155% Funded


Target: €3000


€4,675 Raised


67 Funders

The Sand Trap

By NMcGeehan


Between 1975 and 2005, tens of thousands of young children from the poorest corners of the earth were enslaved to meet the demand for child jockeys in the high-stakes sport of competitive camel racing. Boys as young as three years old were scooped off the streets of Dhaka or kidnapped from their homes in Pakistan and trafficked to the United Arab Emirates, where they were forced to train thoroughbred racing camels and participate in weekly races for the amusement of the watching Sheikhs and a televised national audience.

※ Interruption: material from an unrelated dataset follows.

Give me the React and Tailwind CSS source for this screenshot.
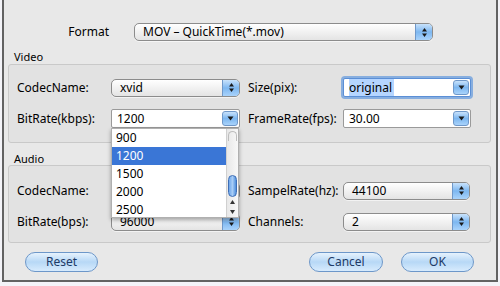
import React from "react";

const FONT = { fontFamily: "'Noto Sans', 'DejaVu Sans', sans-serif" };

function UpDown() {
  return (
    <svg width="7" height="11" viewBox="0 0 7 11">
      <path d="M3.5 1 L6 4.5 L1 4.5 Z" fill="#1a1a1a" />
      <path d="M3.5 10 L6 6.5 L1 6.5 Z" fill="#1a1a1a" />
    </svg>
  );
}

function Down() {
  return (
    <svg width="7" height="5" viewBox="0 0 7 5">
      <path d="M0.5 0.5 L6.5 0.5 L3.5 4.5 Z" fill="#1a1a1a" />
    </svg>
  );
}

function Popup({ value, width = "w-[129px]" }) {
  return (
    <div
      className={`${width} h-[18px] flex items-stretch rounded-[5px] border border-[#8c8c8c] overflow-hidden bg-gradient-to-b from-[#ffffff] to-[#e4e4e4] shadow-[0_1px_0_rgba(255,255,255,0.6)]`}
    >
      <div className="flex-1 pl-[8px] text-[12px] leading-[16px] text-black truncate">{value}</div>
      <div className="w-[17px] flex items-center justify-center border-l border-[#6f98c9] bg-gradient-to-b from-[#c8e2fb] via-[#7db7f0] to-[#a9d3fb]">
        <UpDown />
      </div>
    </div>
  );
}

function Combo({ value, focused, width = "w-[129px]" }) {
  return (
    <div
      className={`${width} h-[19px] flex items-stretch rounded-[2px] border ${
        focused ? "border-[#5b8fd6] shadow-[0_0_0_2px_rgba(104,156,222,0.75)]" : "border-[#9a9a9a]"
      } bg-white`}
    >
      <div className="flex-1 pl-[5px] text-[12px] leading-[17px] text-black">
        {focused ? <span className="bg-[#b5d5ff] pr-[2px]">{value}</span> : value}
      </div>
      <div className="w-[16px] my-[1px] mr-[1px] rounded-[3px] flex items-center justify-center border border-[#6f98c9] bg-gradient-to-b from-[#c8e2fb] via-[#7db7f0] to-[#a9d3fb]">
        <Down />
      </div>
    </div>
  );
}

function Row({ label1, ctl1, label2, ctl2 }) {
  return (
    <div className="flex items-center h-[19px]">
      <div className="w-[94px] text-[12px] text-black">{label1}</div>
      {ctl1}
      <div className="w-[8px]" />
      <div className="w-[95px] text-[12px] text-black whitespace-nowrap">{label2}</div>
      {ctl2}
    </div>
  );
}

function Button({ children, width }) {
  return (
    <div
      className={`${width} h-[20px] rounded-full border border-[#6d97c9] bg-gradient-to-b from-[#e6f2fd] via-[#b7d8f6] to-[#d7ebfd] flex items-center justify-center text-[12px] text-[#1d3a66]`}
    >
      {children}
    </div>
  );
}

export default function App() {
  return (
    <div className="w-[500px] h-[286px] bg-[#f3f3f8]" style={FONT}>
      <div className="relative ml-[2px] w-[496px] h-[282px] bg-[#e8e8e8] border-l-2 border-r-2 border-b-2 border-[#626262]">
        {/* Format */}
        <div className="flex items-center pt-[23px] h-[41px]">
          <div className="w-[105px] text-right text-[12px] text-black">Format</div>
          <div className="w-[25px]" />
          <Popup value="MOV – QuickTime(*.mov)" width="w-[299px]" />
        </div>

        {/* Video */}
        <div className="ml-[10px] mt-[9px] text-[11px] leading-[13px] text-black">Video</div>
        <div className="ml-[4px] w-[483px] h-[79px] mt-[1px] rounded-[3px] border border-[#c9c9c9] bg-[#e2e2e2] pl-[8px] pt-[13px] flex flex-col gap-[12px]">
          <Row
            label1="CodecName:"
            ctl1={<Popup value="xvid" />}
            label2="Size(pix):"
            ctl2={<Combo value="original" focused width="w-[128px]" />}
          />
          <Row
            label1="BitRate(kbps):"
            ctl1={<Combo value="1200" />}
            label2="FrameRate(fps):"
            ctl2={<Combo value="30.00" width="w-[128px]" />}
          />
        </div>

        {/* Audio */}
        <div className="ml-[10px] mt-[9px] text-[11px] leading-[13px] text-black">Audio</div>
        <div className="ml-[4px] w-[483px] h-[78px] rounded-[3px] border border-[#c9c9c9] bg-[#e2e2e2] pl-[8px] pt-[15px] flex flex-col gap-[12px]">
          <Row
            label1="CodecName:"
            ctl1={<Popup value="" />}
            label2="SampelRate(hz):"
            ctl2={<Popup value="44100" width="w-[127px]" />}
          />
          <Row
            label1="BitRate(bps):"
            ctl1={<Popup value="96000" />}
            label2="Channels:"
            ctl2={<Popup value="2" width="w-[127px]" />}
          />
        </div>

        {/* Buttons */}
        <div className="flex items-center mt-[9px] pl-[21px]">
          <Button width="w-[73px]">Reset</Button>
          <div className="flex-1" />
          <Button width="w-[74px]">Cancel</Button>
          <div className="w-[18px]" />
          <Button width="w-[73px]">OK</Button>
          <div className="w-[22px]" />
        </div>

        {/* Dropdown list */}
        <div className="absolute left-[107px] top-[128px] w-[128px] h-[90px] bg-white border border-[#b0b0b0] shadow-[0_2px_4px_rgba(0,0,0,0.35)] flex">
          <div className="flex-1 text-[12px]">
            {["900", "1200", "1500", "2000", "2500"].map((v) => (
              <div
                key={v}
                className={`h-[18px] leading-[18px] pl-[4px] ${v === "1200" ? "bg-[#3a76d6] text-white" : "text-black"}`}
              >
                {v}
              </div>
            ))}
          </div>
          <div className="w-[12px] border-l border-[#d0d0d0] bg-gradient-to-r from-[#e8e8e8] to-[#f8f8f8] flex flex-col items-center">
            <div className="mt-[2px] w-[9px] h-[10px] rounded-t-full border border-b-0 border-[#bdbdbd]" />
            <div className="mt-[34px] w-[9px] h-[22px] rounded-full border border-[#3e6eb6] bg-gradient-to-r from-[#6ea6ea] via-[#a8cdf6] to-[#4f8fdc]" />
            <div className="flex-1" />
            <svg width="7" height="16" viewBox="0 0 7 16" className="mb-[2px]">
              <path d="M3.5 1 L6 5 L1 5 Z" fill="#333" />
              <path d="M3.5 15 L6 11 L1 11 Z" fill="#333" />
            </svg>
          </div>
        </div>
      </div>
    </div>
  );
}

The Sand Trap reveals how slavery, one of humanity's oldest and darkest institutions, persists in one of the wealthiest countries in the modern world. It is a story about unaccountable power, the manipulative influence of PR, and the impotence of poverty.

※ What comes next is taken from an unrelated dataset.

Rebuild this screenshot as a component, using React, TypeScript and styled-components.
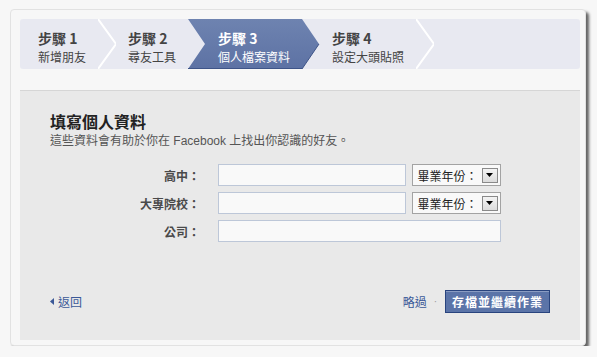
import { FC, Fragment } from 'react'
import styled, { createGlobalStyle } from 'styled-components'

const GlobalStyle = createGlobalStyle`
  html, body {
    margin: 0;
    padding: 0;
    background: #f7f7f7;
  }
  body {
    font-family: 'Liberation Sans', 'Noto Sans CJK TC', sans-serif;
    font-size: 12px;
    color: #333;
  }
`

const steps = [
  { n: 1, label: '新增朋友' },
  { n: 2, label: '尋友工具' },
  { n: 3, label: '個人檔案資料' },
  { n: 4, label: '設定大頭貼照' }
]
const ACTIVE = 3

const Card = styled.div`
  box-sizing: border-box;
  margin: 9px 0 0 10px;
  width: 576px;
  height: 337px;
  padding: 9px 5px 5px 9px;
  background: #f7f7f7;
  border: 1px solid #e2e2e2;
  border-radius: 4px;
  box-shadow: 3px 3px 3px rgba(0, 0, 0, 0.6);
  display: flex;
  flex-direction: column;
`

const StepBar = styled.div`
  display: flex;
  height: 50px;
  width: 560px;
  background: #e8e9f1;
  border-radius: 3px;
`

const Step = styled.div<{ $active?: boolean; $first?: boolean }>`
  box-sizing: border-box;
  display: flex;
  flex-direction: column;
  padding: 9px 12px 0 ${(p) => (p.$first ? 18 : 12)}px;
  color: ${(p) => (p.$active ? '#fff' : '#444')};
  background: ${(p) =>
    p.$active ? 'linear-gradient(#6e83b0, #5d72a4)' : 'transparent'};
  box-shadow: ${(p) => (p.$active ? 'inset 0 -1px 0 #3e5488' : 'none')};
  white-space: nowrap;
`

const StepTitle = styled.div`
  font-weight: bold;
  font-size: 14px;
  line-height: 20px;
  font-family: 'Noto Sans CJK TC', sans-serif;
`

const StepLabel = styled.div`
  font-size: 12px;
  line-height: 17px;
  font-family: 'Noto Sans CJK TC', sans-serif;
`

const Sep: FC<{ kind: 'plain' | 'into' | 'out'; id: string }> = ({ kind, id }) => (
  <svg width="18" height="50" viewBox="0 0 18 50" style={{ flex: 'none' }}>
    <defs>
      <linearGradient id={id} x1="0" y1="0" x2="0" y2="1">
        <stop offset="0" stopColor="#6e83b0" />
        <stop offset="1" stopColor="#5d72a4" />
      </linearGradient>
    </defs>
    {kind === 'plain' && (
      <polyline points="0,0 18,25 0,50" fill="none" stroke="#fff" strokeWidth="2" />
    )}
    {kind === 'into' && (
      <>
        <polygon points="0,0 18,0 18,50 0,50 17,25" fill={`url(#${id})`} />
        <line x1="0" y1="49.5" x2="18" y2="49.5" stroke="#3e5488" />
      </>
    )}
    {kind === 'out' && (
      <>
        <polygon points="0,0 17,25 0,50" fill={`url(#${id})`} />
        <polyline points="0,50 17,25" fill="none" stroke="#3e5488" />
      </>
    )}
  </svg>
)

const Panel = styled.div`
  box-sizing: border-box;
  margin-top: 21px;
  width: 560px;
  flex: 1;
  background: #e9e9e9;
  border-top: 1px solid #d6d6d6;
  padding: 18px 30px 27px 30px;
  display: flex;
  flex-direction: column;
`

const Heading = styled.h2`
  margin: 0;
  font-size: 16px;
  line-height: 24px;
  font-weight: bold;
  color: #222;
  font-family: 'Noto Sans CJK TC', sans-serif;
`

const Sub = styled.p`
  margin: 0;
  font-size: 12px;
  line-height: 17px;
  color: #555;
`

const Form = styled.div`
  margin-top: 14px;
  display: grid;
  grid-template-columns: 150px auto auto;
  column-gap: 18px;
  row-gap: 6px;
  align-items: center;
  justify-content: start;
`

const Label = styled.label`
  text-align: right;
  font-weight: bold;
  font-size: 12px;
  color: #4a4a4a;
  font-family: 'Noto Sans CJK TC', sans-serif;
`

const Input = styled.div<{ $wide?: boolean }>`
  box-sizing: border-box;
  height: 22px;
  width: ${(p) => (p.$wide ? 283 : 188)}px;
  background: #f9f9f9;
  border: 1px solid #bdc7d8;
  grid-column: ${(p) => (p.$wide ? '2 / span 2' : 'auto')};
`

const Select = styled.div`
  box-sizing: border-box;
  height: 22px;
  width: 89px;
  margin-left: -13px;
  background: #f9f9f9;
  border: 1px solid #a3a3a3;
  display: flex;
  align-items: center;
  justify-content: space-between;
  padding: 0 2px 0 5px;
  font-size: 12px;
  color: #222;
  font-family: 'Noto Sans CJK TC', sans-serif;
`

const DropBtn = styled.div`
  box-sizing: border-box;
  width: 16px;
  height: 15px;
  border: 1px solid #8a8a8a;
  background: linear-gradient(#f4f4f4, #dcdcdc);
  display: flex;
  align-items: center;
  justify-content: center;
`

const Footer = styled.div`
  margin-top: auto;
  display: flex;
  align-items: center;
  justify-content: space-between;
`

const Link = styled.a`
  color: #3b5998;
  font-size: 12px;
  text-decoration: none;
  font-family: 'Noto Sans CJK TC', sans-serif;
  display: flex;
  align-items: center;
  gap: 4px;
`

const Actions = styled.div`
  display: flex;
  align-items: center;
  gap: 7px;
`

const Dot = styled.span`
  color: #999;
  font-size: 10px;
  margin-right: 1px;
`

const Button = styled.button`
  box-sizing: border-box;
  height: 23px;
  width: 105px;
  background: #5b74a8;
  border: 1px solid #29447e;
  box-shadow: inset 0 1px 0 #8a9cc2;
  color: #fff;
  font-weight: bold;
  font-size: 12px;
  letter-spacing: 1px;
  font-family: 'Noto Sans CJK TC', serif;
  padding: 0;
`

const YearSelect: FC = () => (
  <Select>
    畢業年份：
    <DropBtn>
      <svg width="7" height="4" viewBox="0 0 7 4">
        <polygon points="0,0 7,0 3.5,4" fill="#000" />
      </svg>
    </DropBtn>
  </Select>
)

const App: FC = () => (
  <>
    <GlobalStyle />
    <Card>
      <StepBar>
        {steps.map((s, i) => {
          const active = s.n === ACTIVE
          const nextActive = s.n + 1 === ACTIVE
          return (
            <Fragment key={s.n}>
              <Step $active={active} $first={i === 0}>
                <StepTitle>步驟 {s.n}</StepTitle>
                <StepLabel>{s.label}</StepLabel>
              </Step>
              <Sep id={`sg${s.n}`} kind={active ? 'out' : nextActive ? 'into' : 'plain'} />
            </Fragment>
          )
        })}
      </StepBar>
      <Panel>
        <Heading>填寫個人資料</Heading>
        <Sub>這些資料會有助於你在 Facebook 上找出你認識的好友。</Sub>
        <Form>
          <Label>高中：</Label>
          <Input />
          <YearSelect />
          <Label>大專院校：</Label>
          <Input />
          <YearSelect />
          <Label>公司：</Label>
          <Input $wide />
        </Form>
        <Footer>
          <Link href="#">
            <svg width="4" height="7" viewBox="0 0 4 7">
              <polygon points="4,0 4,7 0,3.5" fill="#3b5998" />
            </svg>
            返回
          </Link>
          <Actions>
            <Link href="#">略過</Link>
            <Dot>·</Dot>
            <Button>存檔並繼續作業</Button>
          </Actions>
        </Footer>
      </Panel>
    </Card>
  </>
)

export default App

The film is the work of a small, independent production team. It is being directed by award-winning director Sarah Boston, whose last feature, Cruel Separation, won best documentary at the 2006 Vino Del Mar film festival in Chile. It is roughly based on an academic paper entitled 'Spinning Slavery: The Role of the United States and UNICEF in the Denial of Justice for the Camel Jockeys of the United Arab Emirates' written by human rights activist and academic Nicholas McGeehan. Work began on the project 18 months ago. Interviews with former jockeys and their families have been shot in Bangladesh, and with key figures in the United States and the United Kingdom. With the exception of some travel costs, the project has thus far relied on the kindness and generosity of various individuals.

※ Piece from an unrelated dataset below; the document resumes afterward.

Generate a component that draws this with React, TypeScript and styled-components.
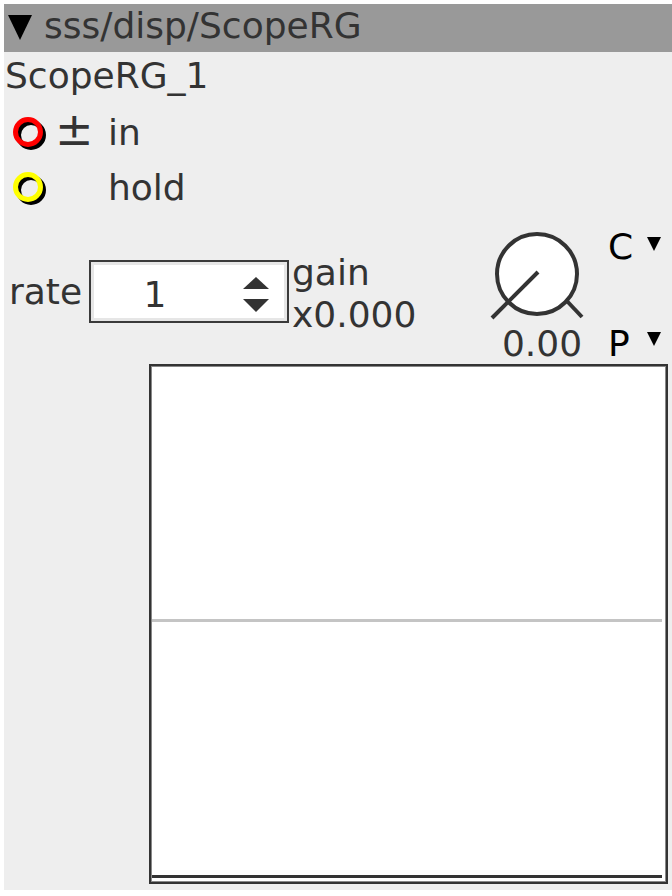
import React from 'react';
import styled, { createGlobalStyle } from 'styled-components';

const GlobalStyle = createGlobalStyle`
  html, body {
    margin: 0;
    padding: 0;
    background: #ffffff;
    overflow: hidden;
  }
  body {
    font-family: 'DejaVu Sans', 'Noto Sans', sans-serif;
  }
`;

const Panel = styled.div`
  margin: 4px 0 0 4px;
  width: 668px;
  height: 886px;
  background: #eeeeee;
  color: #333333;
  font-size: 36px;
  display: flex;
  flex-direction: column;
  overflow: hidden;
`;

const Header = styled.div`
  height: 48px;
  box-sizing: border-box;
  background: #999999;
  display: flex;
  align-items: center;
  gap: 12px;
  padding: 0 0 4px 4px;
  line-height: 1;
`;

const HeaderArrow = styled.svg`
  align-self: flex-start;
  margin-top: 11px;
  flex: none;
`;

const Title = styled.div`
  height: 53px;
  line-height: 47px;
  padding-left: 1px;
`;

const PortRow = styled.div`
  height: 55px;
  display: flex;
  align-items: center;
  padding-left: 8px;
`;

const PortIcon = styled.svg`
  width: 36px;
  height: 34px;
  flex: none;
`;

const PortSign = styled.span`
  width: 60px;
  padding-left: 7px;
  box-sizing: border-box;
  flex: none;
  font-size: 46px;
  line-height: 55px;
  margin-top: -6px;
`;

const Controls = styled.div`
  display: flex;
  align-items: flex-start;
  margin-top: 10px;
  height: 139px;
  flex: none;
`;

const RateGroup = styled.div`
  width: 420px;
  display: flex;
  align-items: flex-start;
  padding-left: 5px;
  box-sizing: border-box;
`;

const Label = styled.span`
  width: 80px;
  margin-top: 35px;
  line-height: 63px;
`;

const SpinBox = styled.div`
  width: 200px;
  height: 63px;
  margin-top: 35px;
  box-sizing: border-box;
  border: 2px solid #3a3a3a;
  background: #ffffff;
  box-shadow: inset 0 0 0 3px #e6e6e6;
  display: flex;
  align-items: flex-start;
`;

const SpinValue = styled.span`
  width: 128px;
  text-align: center;
  line-height: 42px;
  margin-top: 12px;
`;

const SpinArrows = styled.svg`
  margin: 15px 0 0 24px;
`;

const GainStack = styled.div`
  display: flex;
  flex-direction: column;
  line-height: 42px;
  margin: 27px 0 0 3px;
`;

const KnobCol = styled.div`
  display: flex;
  flex-direction: column;
  align-items: center;
  margin: 5px 0 0 63px;
  width: 100px;
  flex: none;
`;

const KnobValue = styled.div`
  line-height: 1;
  margin-left: 10px;
`;

const MenuCol = styled.div`
  display: flex;
  flex-direction: column;
  gap: 61px;
  margin: 4px 0 0 21px;
  color: #000000;
`;

const MenuItem = styled.div`
  display: flex;
  align-items: flex-start;
  line-height: 1;
`;

const MenuLabel = styled.span`
  width: 39px;
`;

const Caret = styled.svg<{ $top: number }>`
  width: 14px;
  height: 14px;
  margin-top: ${p => p.$top}px;
`;

const Scope = styled.div`
  margin-left: 145px;
  width: 519px;
  height: 520px;
  flex: none;
  box-sizing: border-box;
  border: 2px solid #333333;
  box-shadow: inset 0 0 0 1px #888888;
  background: #ffffff;
  display: flex;
  flex-direction: column;
  justify-content: space-between;
  padding: 0 4px 4px 1px;
`;

const ScopeLine = styled.div<{ $color: string; $offset: number }>`
  height: 3px;
  background: ${p => p.$color};
  margin-top: ${p => p.$offset}px;
`;

function Port({ color }: { color: string }) {
  return (
    <PortIcon viewBox="0 0 36 34">
      <circle cx="19" cy="19" r="12.5" fill="none" stroke="#000" strokeWidth="5" />
      <circle cx="16" cy="16" r="12.5" fill="none" stroke={color} strokeWidth="5" />
    </PortIcon>
  );
}

function Knob() {
  return (
    <svg width="100" height="96" viewBox="0 0 100 96">
      <circle cx="50" cy="44" r="40" fill="#ffffff" stroke="#333" strokeWidth="4" />
      <line x1="51" y1="42" x2="5" y2="88" stroke="#333" strokeWidth="4" />
      <line x1="79" y1="70" x2="95" y2="87" stroke="#333" strokeWidth="4" />
    </svg>
  );
}

function Down({ top }: { top: number }) {
  return (
    <Caret $top={top} viewBox="0 0 14 14">
      <polygon points="0,0 14,0 7,14" fill="#000" />
    </Caret>
  );
}

export default function App() {
  return (
    <>
      <GlobalStyle />
      <Panel>
        <Header>
          <HeaderArrow width="24" height="25" viewBox="0 0 24 25">
            <polygon points="0,0 24,0 12,25" fill="#000" />
          </HeaderArrow>
          <span>sss/disp/ScopeRG</span>
        </Header>
        <Title>ScopeRG_1</Title>
        <PortRow>
          <Port color="#ff0000" />
          <PortSign>±</PortSign>
          <span>in</span>
        </PortRow>
        <PortRow>
          <Port color="#ffff00" />
          <PortSign />
          <span>hold</span>
        </PortRow>
        <Controls>
          <RateGroup>
            <Label>rate</Label>
            <SpinBox>
              <SpinValue>1</SpinValue>
              <SpinArrows width="26" height="35" viewBox="0 0 26 35">
                <polygon points="13,0 26,12 0,12" fill="#333" />
                <polygon points="0,22 26,22 13,35" fill="#333" />
              </SpinArrows>
            </SpinBox>
            <GainStack>
              <span>gain</span>
              <span>x0.000</span>
            </GainStack>
          </RateGroup>
          <KnobCol>
            <Knob />
            <KnobValue>0.00</KnobValue>
          </KnobCol>
          <MenuCol>
            <MenuItem>
              <MenuLabel>C</MenuLabel>
              <Down top={8} />
            </MenuItem>
            <MenuItem>
              <MenuLabel>P</MenuLabel>
              <Down top={6} />
            </MenuItem>
          </MenuCol>
        </Controls>
        <Scope>
          <ScopeLine $color="#c4c4c4" $offset={253} />
          <ScopeLine $color="#333333" $offset={0} />
        </Scope>
      </Panel>
    </>
  );
}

Funds are now required to finance the completion of the film, primarily to meet editing and post-production costs. We have been fortunate enough to attract the interest of a talented post-production team who have the skills necessary to transform excellent source material and footage into a powerful, moving and hard-hitting documentary.

You can read more about The Sand Trap on www.sandtrapmovie.com or www.facebook.com/sandtrapmovie



One last thank you

With three days remaining and a fantastic sum of €4,675 raised (155% of our target), we wanted to thank you once again for supporting the production of The Sand Trap. I could blather on for more than a few paragraphs about the scale of our gratitude and the very real sense of obligation we now feel to you, our funders, but perhaps it’s best to keep this on a professional footing and opt instead for a simple progress update. A first rough cut of the film has been completed, and in a few weeks we will travel to Bath for one final interview with an expert on public relations. We hope to have a completed documentary within a matter of months, at which point you’ll receive your invites to the premiere and a screening of your choice. Yes, that’s right, having pestered you support the film financially, we’re now going to harass you to come and watch it.If we do our job properly, you’ll feel your money has been well spent. Don't forget you can follow our progress www.facebook.com/sandtrapmovie or get in touch at sandtrapmovie@gmail.com

Thanks for the momentum

The purpose of fundraising via a crowdfunding platform was to inject some momentum into a project to which much time and effort has been devoted. It wasn't taken lightly. This is a great story and we shouldn't have to rely on the personal generosity of individals to get it made. It's also a mistake to expect people to share a concern in an issue which we, the film-makers, regard as important. We therefore launched the film on fundit with a degree of trepidation. The response has been beyond anything we expected. Upon leaving Bangladesh we felt a sense of obligation to the former child jockeys and their families, who had treated us with such generosity and had exhibited amazing dignity amidst shocking poverty. Over the next 18 months we developed a similar sense of obligation to the translators and artists and film crews and musicians and techie people who offered their talents and services for free. To that list we now add the funders who've helped us reach 2000 in just over a week. Yesterday I contacted our director Sarah Boston and told her she can book an editor and get started with turning this project, which began by complete chance 3 years ago, into a film. This might be getting a little ahead of ourselves - we haven't reached 3000 just yet - but momentum is what we wanted, and now, thanks to your generosity, that's just what we've got.